Entertainer Gertrude C. Saunders, was born on August 25, 1903, in Ashville, North Carolina. She attended Benedict Institute (now Benedict College) in Columbia, South Carolina. During her teen years, she left to travel with the vaudeville producer Billy King Stock (Performing) Company, where she performed as the principal at the Grand Theater in Chicago, Illinois; singing King’s hits “Wait for Til the Cows Come Home” from the show The Board of Education and “Little Lump of Sugar” from The Heart Breakers both in 1918, “Hot Dog” from They’re Off and “Over the Top” in 1919, and “Rose of Washington Square” from Town Top-Piks (1920).

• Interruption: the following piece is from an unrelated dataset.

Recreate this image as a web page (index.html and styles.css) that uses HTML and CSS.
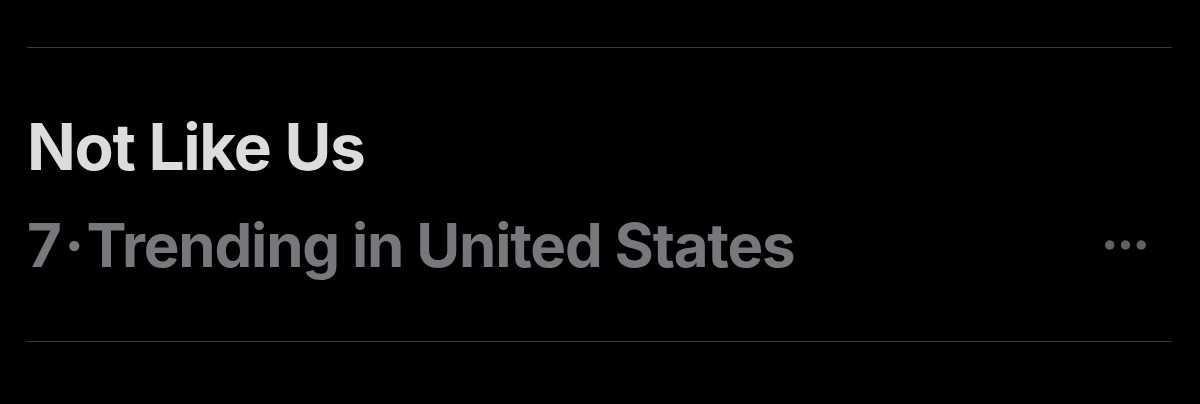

In 1921, Saunders was principal dancer and singer in the New York production of Eubie Blake and Noble Sissle’s musical Shuffle Along, where the legendary Josephine Baker danced in the chorus line. Saunders was famous for her scat (improvised baby-talk) at the end of her songs like “Daddy Won’t You Please Come Home.” This particular piece stimulated other female singers of the period to begin scatting in their singing, the prelude to the “Tooty-Tooty-Too” scat-singing rhythm was later used. Saunders also introduced the “Tweet-Twat-Tweet” at the old Grand Theater when she was in vaudeville.
In 1926, Saunders, who was a sought-after entertainer, starred in the principal role of Irvin C. Miller’s Red Hot Mama Show. In 1929, Saunders was highlighted in a revue conducted by the promoter Jack Gee, the husband of the “Empress of the Blues,” Bessie Smith, who was nine years older than Saunders. Smith financed the project and after the revue, it was rumored that Saunders and Gee were having an affair. This led to a physical altercation in public between Smith and Saunders that left the younger performer brutally beaten and bloody on a sidewalk. However, Saunders continued to secretly date Smith’s husband.
In 1931, Saunders was temporarily incapacitated because of severe stress and returned to Asheville to recuperate. Afterward, she co-produced her show, Midnight Steppers, in 1939.
In 1943, Saunders was in the Broadway production of Run, Little Chillun. And two years later, in 1945, she appeared in the film Big Timers. In 1947, she was in Sepia Cinderella. Both productions targeted African American audiences.
Saunders was also highly recognized for her passion and style of performing the “Charleston” famous during the Harlem Renaissance period and singing “Sweet Georgia Brown” composed by the Black musicians Maceo Pinkard and Ben Bernie for the musical show Runnin Wild on Broadway.
Saunders was honored by the Negro Actors Guild of America in 1964 in New York City, the benevolent organization for African American entertainers. Gertrude C. Saunders, a trailblazing entertainer, died on April 1, 1991, in Beverly, Massachusetts. She was 87.